start

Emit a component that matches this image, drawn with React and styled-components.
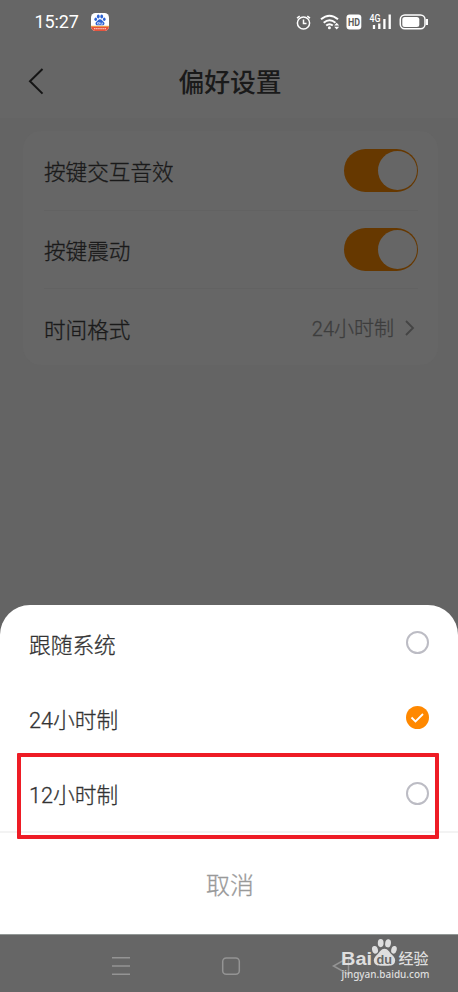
import React, { useState } from "react";
import styled, { createGlobalStyle } from "styled-components";

const GlobalStyle = createGlobalStyle`
	body {
		margin: 0;
		font-family: Roboto, "Noto Sans CJK SC", sans-serif;
	}
	* {
		box-sizing: border-box;
	}
`;

const Screen = styled.div`
	position: relative;
	width: 458px;
	height: 992px;
	display: flex;
	flex-direction: column;
	background: #646464;
	overflow: hidden;
`;

const StatusBar = styled.div`
	display: flex;
	align-items: center;
	height: 44px;
	padding: 0 29px 0 34.5px;
	background: #666;
	color: #fff;
`;

const Time = styled.span`
	width: 56.5px;
	font-size: 18px;
	letter-spacing: -0.1px;
	line-height: 44px;
`;

const StatusIcons = styled.svg`
	margin-left: auto;
`;

const Header = styled.header`
	display: grid;
	grid-template-columns: 80px 1fr 80px;
	align-items: center;
	height: 74px;
	background: #666;
`;

const BackButton = styled.button`
	display: flex;
	height: 74px;
	padding: 21px 0 0 27px;
	border: 0;
	background: none;
`;

const Title = styled.h1`
	margin: 0;
	padding: 2px 0 0 2px;
	font-size: 25.8px;
	font-weight: 500;
	line-height: 74px;
	text-align: center;
	color: #1a1a1a;
`;

const Card = styled.section`
	height: 234px;
	margin: 13px 20px 0 23px;
	padding: 0 20px 0 21px;
	border-radius: 18px;
	background: #666;
`;

const SettingRow = styled.div`
	display: flex;
	align-items: center;
	justify-content: space-between;
	height: 78.5px;
	font-size: 21.6px;
	font-weight: 300;
	-webkit-text-stroke: 0.3px;
	color: #1a1a1a;
	& + & {
		border-top: 1px solid #626262;
	}
`;

const Switch = styled.button`
	display: flex;
	justify-content: ${({ $on }) => ($on ? "flex-end" : "flex-start")};
	width: 74px;
	height: 43px;
	padding: 2px 1.5px;
	border: 0;
	border-radius: 22px;
	background: ${({ $on }) => ($on ? "#663800" : "#555")};
`;

const Knob = styled.span`
	width: 39px;
	height: 39px;
	border-radius: 50%;
	background: #666;
`;

const Value = styled.span`
	display: flex;
	align-items: center;
	gap: 9px;
	font-size: 20px;
	color: #3d3d3d;
`;

const Sheet = styled.div`
	height: 329px;
	margin-top: auto;
	border-radius: 30px 30px 0 0;
	background: #fff;
`;

const Option = styled.div`
	display: flex;
	align-items: center;
	justify-content: space-between;
	height: 75.3px;
	padding: 0 29.5px 0 29px;
	font-size: 21.7px;
	font-weight: 300;
	-webkit-text-stroke: 0.3px;
	color: #333;
`;

const Label = styled.span`
	padding-top: 1px;
`;

const Radio = styled.span`
	display: flex;
	align-items: center;
	justify-content: center;
	width: 23px;
	height: 23px;
	border-radius: 50%;
	border: ${({ $checked }) => ($checked ? "0" : "2px solid #bcbcc4")};
	background: ${({ $checked }) => ($checked ? "#ff8800" : "#fff")};
`;

const Cancel = styled.button`
	display: block;
	width: 100%;
	height: 103px;
	padding: 1px 0 0 2px;
	border: 0;
	border-top: 2px solid #f3f3f3;
	background: none;
	font-family: inherit;
	font-size: 24px;
	font-weight: 300;
	-webkit-text-stroke: 0.3px;
	color: #999;
`;

const NavBar = styled.nav`
	display: flex;
	height: 58px;
	border-top: 1px solid #929896;
	background: #666;
`;

const Highlight = styled.div`
	position: absolute;
	left: 17px;
	top: 753px;
	width: 422px;
	height: 86px;
	border: 4px solid #ee1c25;
	border-radius: 1px;
`;

const Watermark = styled.svg`
	position: absolute;
	left: 336px;
	top: 934px;
`;

const options = ["跟随系统", "24小时制", "12小时制"];

function AppBadge() {
	return (
		<svg width="18" height="18" viewBox="0 0 18 18">
			<clipPath id="badge">
				<rect width="18" height="18" rx="4.5" />
			</clipPath>
			<g clipPath="url(#badge)">
				<rect width="18" height="18" fill="#fff" />
				<rect y="13.3" width="18" height="4.7" fill="#e5533d" />
				<rect y="12.8" width="18" height="1" fill="#f2a03d" />
				<path d="M3 15.7H15" stroke="#f8c5b8" strokeWidth="1.2" strokeDasharray="1.5 .6" />
				<g fill="#2d62d3">
					<ellipse cx="4.7" cy="6.2" rx="1.3" ry="1.7" />
					<ellipse cx="7.3" cy="3.5" rx="1.4" ry="1.9" />
					<ellipse cx="10.7" cy="3.5" rx="1.4" ry="1.9" />
					<ellipse cx="13.3" cy="6.2" rx="1.3" ry="1.7" />
					<path d="M9 6.3c1.8 0 2.4 1.6 3.5 2.5 1.8 1.5.9 3.5-.9 3.5H6.4c-1.8 0-2.7-2-.9-3.5C6.6 7.9 7.2 6.3 9 6.3Z" />
				</g>
				<path d="M6.5 9.6h2v1.5h-2ZM9.8 9.5v1.7h1.8V9.5" fill="none" stroke="#fff" strokeWidth=".6" />
			</g>
		</svg>
	);
}

function SystemIcons() {
	return (
		<StatusIcons width="134" height="20" viewBox="295 12 134 20" fill="none" stroke="#fff">
			{/* alarm */}
			<circle cx="303.5" cy="23" r="6.1" strokeWidth="1.5" />
			<path d="M303.5 19.5V23.5H306.5M297 18.2l2.7-2M310 18.2l-2.7-2" strokeWidth="1.5" />
			{/* wifi */}
			<path d="M321 19.3Q329.5 12.2 338 19.3M323.7 22.7Q329.5 17.7 335.5 22.7M326.2 25.6Q329.5 22.8 332.8 25.6" strokeWidth="2" />
			<circle cx="329.4" cy="27.7" r="1.5" fill="#fff" stroke="none" />
			<path d="M336.7 22.8l2.5 2.7h-5ZM336.7 29.5l2.5-2.7h-5Z" fill="#fff" stroke="none" />
			{/* hd */}
			<rect x="346.5" y="14.5" width="14.8" height="15" rx="3" fill="#fff" stroke="none" />
			<text x="348" y="26" fontSize="11.2" fontWeight="700" fill="#5c5c5c" stroke="none" textLength="12" lengthAdjust="spacingAndGlyphs">HD</text>
			{/* signal */}
			<text x="369.5" y="21.7" fontSize="10" fontWeight="500" fill="#fff" stroke="none" textLength="11" lengthAdjust="spacingAndGlyphs">4G</text>
			<path d="M374 29v-4M379.3 29v-5.5M384.4 29V19M389.7 29V14.5" strokeWidth="2.3" />
			{/* battery */}
			<rect x="400.3" y="15" width="24.7" height="13.8" rx="4.5" strokeWidth="1.5" />
			<rect x="402.3" y="17" width="17" height="10" rx="2.5" fill="#fff" stroke="none" />
			<path d="M427 19v6" strokeWidth="2" />
		</StatusIcons>
	);
}

function NavIcons() {
	return (
		<svg width="458" height="57" viewBox="0 935 458 57" fill="none" stroke="#949494" strokeWidth="1.5">
			<path d="M112 957.8H130M112 966H130M112 974.2H130" />
			<rect x="222.7" y="958" width="16.6" height="16.3" rx="3.5" />
			<path d="M348.5 957.5v17L333.5 966Z" />
		</svg>
	);
}

function BaiduMark() {
	return (
		<Watermark width="100" height="50" viewBox="336 934 100 50" fill="#dedede">
			<text x="341" y="965" fontFamily="Liberation Sans" fontSize="18" fontWeight="700" textLength="31" lengthAdjust="spacingAndGlyphs">Bai</text>
			<ellipse cx="375" cy="949.8" rx="2.9" ry="3.9" transform="rotate(-15 375 949.8)" />
			<ellipse cx="380.7" cy="943.1" rx="2.9" ry="4.1" />
			<ellipse cx="388.1" cy="943.3" rx="2.9" ry="4.1" transform="rotate(8 388 943)" />
			<ellipse cx="393.9" cy="949.8" rx="2.7" ry="3.9" transform="rotate(15 394 950)" />
			<path d="M384.5 948.7c3.5 0 4.7 3.3 7 5.5 3 2.7 4.5 5.3 3.3 8.3-1.4 3.3-5 3.3-10.3 3.2-5.3.1-8.9.1-10.3-3.2-1.2-3 .3-5.6 3.3-8.3 2.3-2.2 3.5-5.5 7-5.5Z" />
			<text x="376.5" y="963.5" fontFamily="Liberation Sans" fontSize="13" fontWeight="700" fill="#666" textLength="15.5" lengthAdjust="spacingAndGlyphs">du</text>
			<text x="398.5" y="964" fontFamily="Noto Sans CJK SC" fontSize="15" fontWeight="500" textLength="30" lengthAdjust="spacingAndGlyphs">经验</text>
			<text x="341.5" y="978" fontFamily="Noto Sans" fontSize="10.5" fontWeight="500" textLength="88" lengthAdjust="spacingAndGlyphs">jingyan.baidu.com</text>
		</Watermark>
	);
}

function App() {
	const [format, setFormat] = useState(options[1]);
	const [sound, setSound] = useState(true);
	const [vibrate, setVibrate] = useState(true);

	return (
		<Screen>
			<GlobalStyle />
			<StatusBar>
				<Time>15:27</Time>
				<AppBadge />
				<SystemIcons />
			</StatusBar>
			<Header>
				<BackButton aria-label="返回">
					<svg width="18" height="30" viewBox="0 0 18 30" fill="none" stroke="#151515" strokeWidth="2">
						<path d="M15.5 3L3 15.3L15.5 27.6" />
					</svg>
				</BackButton>
				<Title>偏好设置</Title>
			</Header>
			<Card>
				<SettingRow>
					<Label>按键交互音效</Label>
					<Switch $on={sound} onClick={() => setSound(!sound)}>
						<Knob />
					</Switch>
				</SettingRow>
				<SettingRow>
					<Label>按键震动</Label>
					<Switch $on={vibrate} onClick={() => setVibrate(!vibrate)}>
						<Knob />
					</Switch>
				</SettingRow>
				<SettingRow>
					<Label>时间格式</Label>
					<Value>
						{format}
						<svg width="15" height="18" viewBox="0 0 15 18" fill="none" stroke="#444" strokeWidth="1.8">
							<path d="M3 2L10 9L3 16" />
						</svg>
					</Value>
				</SettingRow>
			</Card>
			<Sheet>
				{options.map((item) => (
					<Option key={item} onClick={() => setFormat(item)}>
						<Label>{item}</Label>
						<Radio $checked={item === format}>
							{item === format && (
								<svg width="15" height="12" viewBox="0 0 15 12" fill="none" stroke="#fff" strokeWidth="1.8">
									<path d="M1.5 5.5L5.5 9.5L13 2" />
								</svg>
							)}
						</Radio>
					</Option>
				))}
				<Cancel>取消</Cancel>
			</Sheet>
			<NavBar>
				<NavIcons />
			</NavBar>
			<Highlight />
			<BaiduMark />
		</Screen>
	);
}

export default App;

end

* Prompt *
Pick out lines containing the word "components", each one as written.

* Task result *
Emit a component that matches this image, drawn with React and styled-components.
import styled, { createGlobalStyle } from "styled-components";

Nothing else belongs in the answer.